- Work to complete:
Leave out the pictures and repeat the rest of the material exactly.

::::::::

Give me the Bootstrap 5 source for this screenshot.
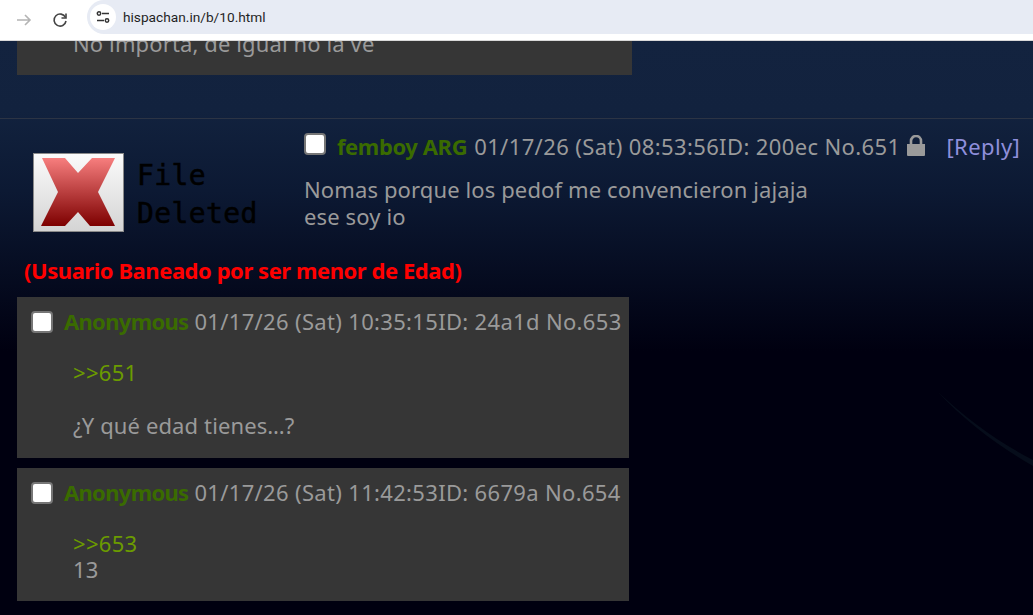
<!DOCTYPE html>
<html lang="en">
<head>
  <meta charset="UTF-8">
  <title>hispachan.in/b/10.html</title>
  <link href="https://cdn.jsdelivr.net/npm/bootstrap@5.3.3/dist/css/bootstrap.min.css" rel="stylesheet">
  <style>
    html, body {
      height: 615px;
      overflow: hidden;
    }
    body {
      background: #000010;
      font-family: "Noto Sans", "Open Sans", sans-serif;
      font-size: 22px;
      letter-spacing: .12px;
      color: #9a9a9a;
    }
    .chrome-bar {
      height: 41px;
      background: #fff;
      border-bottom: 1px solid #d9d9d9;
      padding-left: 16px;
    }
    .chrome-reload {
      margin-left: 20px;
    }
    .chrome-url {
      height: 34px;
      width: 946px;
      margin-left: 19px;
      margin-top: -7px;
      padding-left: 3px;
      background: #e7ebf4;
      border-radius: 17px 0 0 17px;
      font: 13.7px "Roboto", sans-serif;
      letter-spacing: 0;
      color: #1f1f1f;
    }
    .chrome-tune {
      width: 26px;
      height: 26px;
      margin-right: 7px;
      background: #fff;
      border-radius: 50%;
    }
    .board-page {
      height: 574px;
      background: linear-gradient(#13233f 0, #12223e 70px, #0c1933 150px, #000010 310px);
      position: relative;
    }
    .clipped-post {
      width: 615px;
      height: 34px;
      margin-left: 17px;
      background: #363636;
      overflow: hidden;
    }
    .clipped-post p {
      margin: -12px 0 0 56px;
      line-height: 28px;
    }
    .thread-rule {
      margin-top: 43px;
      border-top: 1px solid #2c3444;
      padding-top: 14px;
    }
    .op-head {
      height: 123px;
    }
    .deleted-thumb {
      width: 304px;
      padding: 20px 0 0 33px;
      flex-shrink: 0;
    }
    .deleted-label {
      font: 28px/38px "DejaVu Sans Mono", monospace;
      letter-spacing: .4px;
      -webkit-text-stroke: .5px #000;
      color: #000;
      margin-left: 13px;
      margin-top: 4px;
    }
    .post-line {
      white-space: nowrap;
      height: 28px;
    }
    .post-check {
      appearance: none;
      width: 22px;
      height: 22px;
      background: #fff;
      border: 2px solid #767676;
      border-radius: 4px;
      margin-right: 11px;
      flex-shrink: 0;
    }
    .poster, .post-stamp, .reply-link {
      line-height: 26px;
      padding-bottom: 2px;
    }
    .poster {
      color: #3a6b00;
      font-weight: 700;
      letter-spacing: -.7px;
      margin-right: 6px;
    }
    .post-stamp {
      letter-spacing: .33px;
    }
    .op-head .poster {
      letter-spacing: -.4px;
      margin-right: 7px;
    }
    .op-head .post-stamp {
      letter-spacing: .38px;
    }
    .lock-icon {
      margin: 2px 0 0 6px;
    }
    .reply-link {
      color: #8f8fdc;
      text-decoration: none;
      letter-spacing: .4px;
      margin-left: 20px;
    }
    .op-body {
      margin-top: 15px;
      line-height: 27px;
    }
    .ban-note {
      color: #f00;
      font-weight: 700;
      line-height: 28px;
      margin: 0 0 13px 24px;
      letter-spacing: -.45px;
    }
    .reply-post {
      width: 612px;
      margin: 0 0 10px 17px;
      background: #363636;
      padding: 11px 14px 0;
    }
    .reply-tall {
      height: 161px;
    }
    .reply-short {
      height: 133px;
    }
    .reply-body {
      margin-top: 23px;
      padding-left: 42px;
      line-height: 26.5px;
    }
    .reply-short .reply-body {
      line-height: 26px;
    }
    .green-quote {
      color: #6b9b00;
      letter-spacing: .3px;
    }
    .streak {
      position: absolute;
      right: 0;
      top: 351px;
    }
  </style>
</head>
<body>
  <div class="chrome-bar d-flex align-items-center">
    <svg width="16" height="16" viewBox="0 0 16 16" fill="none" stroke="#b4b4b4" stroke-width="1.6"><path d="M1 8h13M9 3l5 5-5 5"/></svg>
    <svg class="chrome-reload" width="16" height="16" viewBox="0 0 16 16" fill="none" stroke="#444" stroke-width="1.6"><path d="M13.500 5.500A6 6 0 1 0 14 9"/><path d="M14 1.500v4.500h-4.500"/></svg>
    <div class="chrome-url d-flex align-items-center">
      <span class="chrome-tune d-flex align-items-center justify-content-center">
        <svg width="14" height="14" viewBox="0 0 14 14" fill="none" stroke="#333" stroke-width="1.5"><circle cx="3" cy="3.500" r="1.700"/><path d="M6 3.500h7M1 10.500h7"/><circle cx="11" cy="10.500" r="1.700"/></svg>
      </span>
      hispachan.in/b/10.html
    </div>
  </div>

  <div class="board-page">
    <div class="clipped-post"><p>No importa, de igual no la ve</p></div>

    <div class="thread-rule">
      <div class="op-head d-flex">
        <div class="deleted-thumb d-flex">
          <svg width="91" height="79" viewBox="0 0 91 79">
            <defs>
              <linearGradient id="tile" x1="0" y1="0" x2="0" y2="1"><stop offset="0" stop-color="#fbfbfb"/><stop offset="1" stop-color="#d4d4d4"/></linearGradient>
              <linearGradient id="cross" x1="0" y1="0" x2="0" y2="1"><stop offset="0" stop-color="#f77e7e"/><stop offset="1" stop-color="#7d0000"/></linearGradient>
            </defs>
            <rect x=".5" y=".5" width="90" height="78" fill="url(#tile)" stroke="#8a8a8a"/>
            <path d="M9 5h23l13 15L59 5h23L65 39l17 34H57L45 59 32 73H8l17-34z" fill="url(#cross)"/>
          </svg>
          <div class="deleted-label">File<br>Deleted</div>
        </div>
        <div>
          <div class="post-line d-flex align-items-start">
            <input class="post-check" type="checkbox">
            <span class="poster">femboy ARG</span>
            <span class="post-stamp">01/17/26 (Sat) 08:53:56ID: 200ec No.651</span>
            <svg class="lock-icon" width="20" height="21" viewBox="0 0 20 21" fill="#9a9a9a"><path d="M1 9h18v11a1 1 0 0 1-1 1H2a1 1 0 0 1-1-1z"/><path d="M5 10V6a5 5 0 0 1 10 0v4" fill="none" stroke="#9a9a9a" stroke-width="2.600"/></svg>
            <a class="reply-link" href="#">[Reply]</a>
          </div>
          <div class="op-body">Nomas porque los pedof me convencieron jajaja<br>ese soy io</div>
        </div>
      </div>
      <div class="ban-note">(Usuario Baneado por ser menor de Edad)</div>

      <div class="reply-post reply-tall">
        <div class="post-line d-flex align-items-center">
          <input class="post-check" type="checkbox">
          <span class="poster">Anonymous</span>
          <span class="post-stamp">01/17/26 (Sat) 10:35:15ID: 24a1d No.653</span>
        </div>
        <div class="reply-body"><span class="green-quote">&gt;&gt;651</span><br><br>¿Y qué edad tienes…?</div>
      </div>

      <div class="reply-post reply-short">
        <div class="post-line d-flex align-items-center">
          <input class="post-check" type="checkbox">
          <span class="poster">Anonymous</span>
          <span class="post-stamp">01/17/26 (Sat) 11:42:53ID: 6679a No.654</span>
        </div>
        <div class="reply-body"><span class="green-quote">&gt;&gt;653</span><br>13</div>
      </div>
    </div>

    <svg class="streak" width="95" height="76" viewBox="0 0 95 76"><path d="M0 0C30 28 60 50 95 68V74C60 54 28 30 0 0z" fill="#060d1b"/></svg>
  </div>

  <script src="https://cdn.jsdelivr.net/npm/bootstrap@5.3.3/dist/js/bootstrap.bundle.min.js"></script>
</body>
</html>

::::::::

- Reply to the task:
Give me the Bootstrap 5 source for this screenshot.
<!DOCTYPE html>
<html lang="en">
<head>
  <meta charset="UTF-8">
  <title>hispachan.in/b/10.html</title>
  <link href="https://cdn.jsdelivr.net/npm/bootstrap@5.3.3/dist/css/bootstrap.min.css" rel="stylesheet">
  <style>
    html, body {
      height: 615px;
      overflow: hidden;
    }
    body {
      background: #000010;
      font-family: "Noto Sans", "Open Sans", sans-serif;
      font-size: 22px;
      letter-spacing: .12px;
      color: #9a9a9a;
    }
    .chrome-bar {
      height: 41px;
      background: #fff;
      border-bottom: 1px solid #d9d9d9;
      padding-left: 16px;
    }
    .chrome-reload {
      margin-left: 20px;
    }
    .chrome-url {
      height: 34px;
      width: 946px;
      margin-left: 19px;
      margin-top: -7px;
      padding-left: 3px;
      background: #e7ebf4;
      border-radius: 17px 0 0 17px;
      font: 13.7px "Roboto", sans-serif;
      letter-spacing: 0;
      color: #1f1f1f;
    }
    .chrome-tune {
      width: 26px;
      height: 26px;
      margin-right: 7px;
      background: #fff;
      border-radius: 50%;
    }
    .board-page {
      height: 574px;
      background: linear-gradient(#13233f 0, #12223e 70px, #0c1933 150px, #000010 310px);
      position: relative;
    }
    .clipped-post {
      width: 615px;
      height: 34px;
      margin-left: 17px;
      background: #363636;
      overflow: hidden;
    }
    .clipped-post p {
      margin: -12px 0 0 56px;
      line-height: 28px;
    }
    .thread-rule {
      margin-top: 43px;
      border-top: 1px solid #2c3444;
      padding-top: 14px;
    }
    .op-head {
      height: 123px;
    }
    .deleted-thumb {
      width: 304px;
      padding: 20px 0 0 33px;
      flex-shrink: 0;
    }
    .deleted-label {
      font: 28px/38px "DejaVu Sans Mono", monospace;
      letter-spacing: .4px;
      -webkit-text-stroke: .5px #000;
      color: #000;
      margin-left: 13px;
      margin-top: 4px;
    }
    .post-line {
      white-space: nowrap;
      height: 28px;
    }
    .post-check {
      appearance: none;
      width: 22px;
      height: 22px;
      background: #fff;
      border: 2px solid #767676;
      border-radius: 4px;
      margin-right: 11px;
      flex-shrink: 0;
    }
    .poster, .post-stamp, .reply-link {
      line-height: 26px;
      padding-bottom: 2px;
    }
    .poster {
      color: #3a6b00;
      font-weight: 700;
      letter-spacing: -.7px;
      margin-right: 6px;
    }
    .post-stamp {
      letter-spacing: .33px;
    }
    .op-head .poster {
      letter-spacing: -.4px;
      margin-right: 7px;
    }
    .op-head .post-stamp {
      letter-spacing: .38px;
    }
    .lock-icon {
      margin: 2px 0 0 6px;
    }
    .reply-link {
      color: #8f8fdc;
      text-decoration: none;
      letter-spacing: .4px;
      margin-left: 20px;
    }
    .op-body {
      margin-top: 15px;
      line-height: 27px;
    }
    .ban-note {
      color: #f00;
      font-weight: 700;
      line-height: 28px;
      margin: 0 0 13px 24px;
      letter-spacing: -.45px;
    }
    .reply-post {
      width: 612px;
      margin: 0 0 10px 17px;
      background: #363636;
      padding: 11px 14px 0;
    }
    .reply-tall {
      height: 161px;
    }
    .reply-short {
      height: 133px;
    }
    .reply-body {
      margin-top: 23px;
      padding-left: 42px;
      line-height: 26.5px;
    }
    .reply-short .reply-body {
      line-height: 26px;
    }
    .green-quote {
      color: #6b9b00;
      letter-spacing: .3px;
    }
    .streak {
      position: absolute;
      right: 0;
      top: 351px;
    }
  </style>
</head>
<body>
  <div class="chrome-bar d-flex align-items-center">
    <svg width="16" height="16" viewBox="0 0 16 16" fill="none" stroke="#b4b4b4" stroke-width="1.6"><path d="M1 8h13M9 3l5 5-5 5"/></svg>
    <svg class="chrome-reload" width="16" height="16" viewBox="0 0 16 16" fill="none" stroke="#444" stroke-width="1.6"><path d="M13.500 5.500A6 6 0 1 0 14 9"/><path d="M14 1.500v4.500h-4.500"/></svg>
    <div class="chrome-url d-flex align-items-center">
      <span class="chrome-tune d-flex align-items-center justify-content-center">
        <svg width="14" height="14" viewBox="0 0 14 14" fill="none" stroke="#333" stroke-width="1.5"><circle cx="3" cy="3.500" r="1.700"/><path d="M6 3.500h7M1 10.500h7"/><circle cx="11" cy="10.500" r="1.700"/></svg>
      </span>
      hispachan.in/b/10.html
    </div>
  </div>

  <div class="board-page">
    <div class="clipped-post"><p>No importa, de igual no la ve</p></div>

    <div class="thread-rule">
      <div class="op-head d-flex">
        <div class="deleted-thumb d-flex">
          <svg width="91" height="79" viewBox="0 0 91 79">
            <defs>
              <linearGradient id="tile" x1="0" y1="0" x2="0" y2="1"><stop offset="0" stop-color="#fbfbfb"/><stop offset="1" stop-color="#d4d4d4"/></linearGradient>
              <linearGradient id="cross" x1="0" y1="0" x2="0" y2="1"><stop offset="0" stop-color="#f77e7e"/><stop offset="1" stop-color="#7d0000"/></linearGradient>
            </defs>
            <rect x=".5" y=".5" width="90" height="78" fill="url(#tile)" stroke="#8a8a8a"/>
            <path d="M9 5h23l13 15L59 5h23L65 39l17 34H57L45 59 32 73H8l17-34z" fill="url(#cross)"/>
          </svg>
          <div class="deleted-label">File<br>Deleted</div>
        </div>
        <div>
          <div class="post-line d-flex align-items-start">
            <input class="post-check" type="checkbox">
            <span class="poster">femboy ARG</span>
            <span class="post-stamp">01/17/26 (Sat) 08:53:56ID: 200ec No.651</span>
            <svg class="lock-icon" width="20" height="21" viewBox="0 0 20 21" fill="#9a9a9a"><path d="M1 9h18v11a1 1 0 0 1-1 1H2a1 1 0 0 1-1-1z"/><path d="M5 10V6a5 5 0 0 1 10 0v4" fill="none" stroke="#9a9a9a" stroke-width="2.600"/></svg>
            <a class="reply-link" href="#">[Reply]</a>
          </div>
          <div class="op-body">Nomas porque los pedof me convencieron jajaja<br>ese soy io</div>
        </div>
      </div>
      <div class="ban-note">(Usuario Baneado por ser menor de Edad)</div>

      <div class="reply-post reply-tall">
        <div class="post-line d-flex align-items-center">
          <input class="post-check" type="checkbox">
          <span class="poster">Anonymous</span>
          <span class="post-stamp">01/17/26 (Sat) 10:35:15ID: 24a1d No.653</span>
        </div>
        <div class="reply-body"><span class="green-quote">&gt;&gt;651</span><br><br>¿Y qué edad tienes…?</div>
      </div>

      <div class="reply-post reply-short">
        <div class="post-line d-flex align-items-center">
          <input class="post-check" type="checkbox">
          <span class="poster">Anonymous</span>
          <span class="post-stamp">01/17/26 (Sat) 11:42:53ID: 6679a No.654</span>
        </div>
        <div class="reply-body"><span class="green-quote">&gt;&gt;653</span><br>13</div>
      </div>
    </div>

    <svg class="streak" width="95" height="76" viewBox="0 0 95 76"><path d="M0 0C30 28 60 50 95 68V74C60 54 28 30 0 0z" fill="#060d1b"/></svg>
  </div>

  <script src="https://cdn.jsdelivr.net/npm/bootstrap@5.3.3/dist/js/bootstrap.bundle.min.js"></script>
</body>
</html>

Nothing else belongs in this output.